▶ _Provided data_

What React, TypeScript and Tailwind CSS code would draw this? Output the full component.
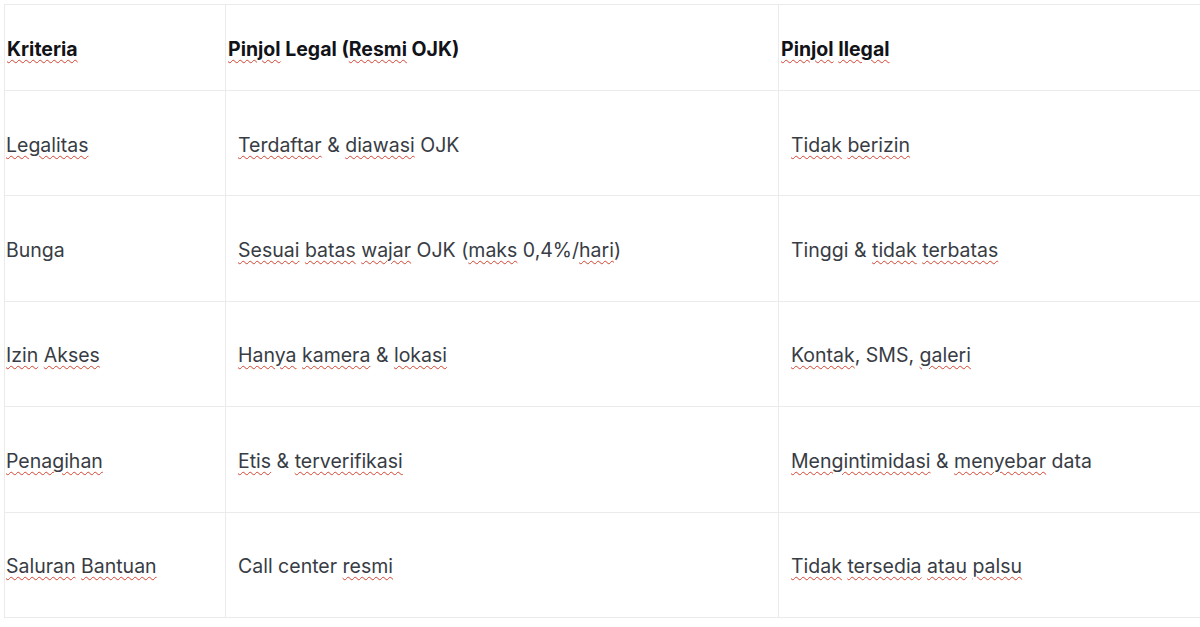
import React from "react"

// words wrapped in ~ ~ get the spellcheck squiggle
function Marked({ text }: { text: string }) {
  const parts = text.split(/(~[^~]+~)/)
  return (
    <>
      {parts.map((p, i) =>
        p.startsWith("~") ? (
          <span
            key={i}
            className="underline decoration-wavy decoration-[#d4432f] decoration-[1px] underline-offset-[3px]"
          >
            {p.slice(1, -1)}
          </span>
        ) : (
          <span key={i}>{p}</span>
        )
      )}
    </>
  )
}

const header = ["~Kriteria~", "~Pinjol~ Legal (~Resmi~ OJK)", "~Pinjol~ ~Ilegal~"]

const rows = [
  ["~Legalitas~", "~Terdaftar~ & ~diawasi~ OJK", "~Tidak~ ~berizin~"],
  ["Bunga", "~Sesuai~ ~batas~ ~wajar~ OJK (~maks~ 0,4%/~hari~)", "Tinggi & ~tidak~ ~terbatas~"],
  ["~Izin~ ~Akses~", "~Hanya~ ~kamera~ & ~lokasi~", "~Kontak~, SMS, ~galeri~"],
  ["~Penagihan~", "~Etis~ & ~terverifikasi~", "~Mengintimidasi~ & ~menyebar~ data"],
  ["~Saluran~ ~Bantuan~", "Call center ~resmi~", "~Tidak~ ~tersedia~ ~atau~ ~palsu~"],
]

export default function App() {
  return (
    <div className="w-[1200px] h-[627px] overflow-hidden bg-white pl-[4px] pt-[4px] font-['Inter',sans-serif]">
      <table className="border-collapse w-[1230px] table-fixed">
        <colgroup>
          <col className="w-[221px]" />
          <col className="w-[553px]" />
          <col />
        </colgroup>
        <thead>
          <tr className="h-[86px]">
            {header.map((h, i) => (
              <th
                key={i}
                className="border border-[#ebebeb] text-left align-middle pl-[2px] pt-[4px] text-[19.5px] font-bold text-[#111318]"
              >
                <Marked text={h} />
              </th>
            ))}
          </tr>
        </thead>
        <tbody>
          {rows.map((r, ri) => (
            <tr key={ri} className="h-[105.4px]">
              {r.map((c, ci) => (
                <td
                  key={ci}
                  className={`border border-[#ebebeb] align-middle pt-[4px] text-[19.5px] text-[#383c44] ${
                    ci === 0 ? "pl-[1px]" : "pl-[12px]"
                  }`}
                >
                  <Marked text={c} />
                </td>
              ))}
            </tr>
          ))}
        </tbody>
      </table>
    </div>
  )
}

▶ _Given instruction_
Without the pictures, retype the whole of the material above exactly.

▶ _Reply_
What React, TypeScript and Tailwind CSS code would draw this? Output the full component.
import React from "react"

// words wrapped in ~ ~ get the spellcheck squiggle
function Marked({ text }: { text: string }) {
  const parts = text.split(/(~[^~]+~)/)
  return (
    <>
      {parts.map((p, i) =>
        p.startsWith("~") ? (
          <span
            key={i}
            className="underline decoration-wavy decoration-[#d4432f] decoration-[1px] underline-offset-[3px]"
          >
            {p.slice(1, -1)}
          </span>
        ) : (
          <span key={i}>{p}</span>
        )
      )}
    </>
  )
}

const header = ["~Kriteria~", "~Pinjol~ Legal (~Resmi~ OJK)", "~Pinjol~ ~Ilegal~"]

const rows = [
  ["~Legalitas~", "~Terdaftar~ & ~diawasi~ OJK", "~Tidak~ ~berizin~"],
  ["Bunga", "~Sesuai~ ~batas~ ~wajar~ OJK (~maks~ 0,4%/~hari~)", "Tinggi & ~tidak~ ~terbatas~"],
  ["~Izin~ ~Akses~", "~Hanya~ ~kamera~ & ~lokasi~", "~Kontak~, SMS, ~galeri~"],
  ["~Penagihan~", "~Etis~ & ~terverifikasi~", "~Mengintimidasi~ & ~menyebar~ data"],
  ["~Saluran~ ~Bantuan~", "Call center ~resmi~", "~Tidak~ ~tersedia~ ~atau~ ~palsu~"],
]

export default function App() {
  return (
    <div className="w-[1200px] h-[627px] overflow-hidden bg-white pl-[4px] pt-[4px] font-['Inter',sans-serif]">
      <table className="border-collapse w-[1230px] table-fixed">
        <colgroup>
          <col className="w-[221px]" />
          <col className="w-[553px]" />
          <col />
        </colgroup>
        <thead>
          <tr className="h-[86px]">
            {header.map((h, i) => (
              <th
                key={i}
                className="border border-[#ebebeb] text-left align-middle pl-[2px] pt-[4px] text-[19.5px] font-bold text-[#111318]"
              >
                <Marked text={h} />
              </th>
            ))}
          </tr>
        </thead>
        <tbody>
          {rows.map((r, ri) => (
            <tr key={ri} className="h-[105.4px]">
              {r.map((c, ci) => (
                <td
                  key={ci}
                  className={`border border-[#ebebeb] align-middle pt-[4px] text-[19.5px] text-[#383c44] ${
                    ci === 0 ? "pl-[1px]" : "pl-[12px]"
                  }`}
                >
                  <Marked text={c} />
                </td>
              ))}
            </tr>
          ))}
        </tbody>
      </table>
    </div>
  )
}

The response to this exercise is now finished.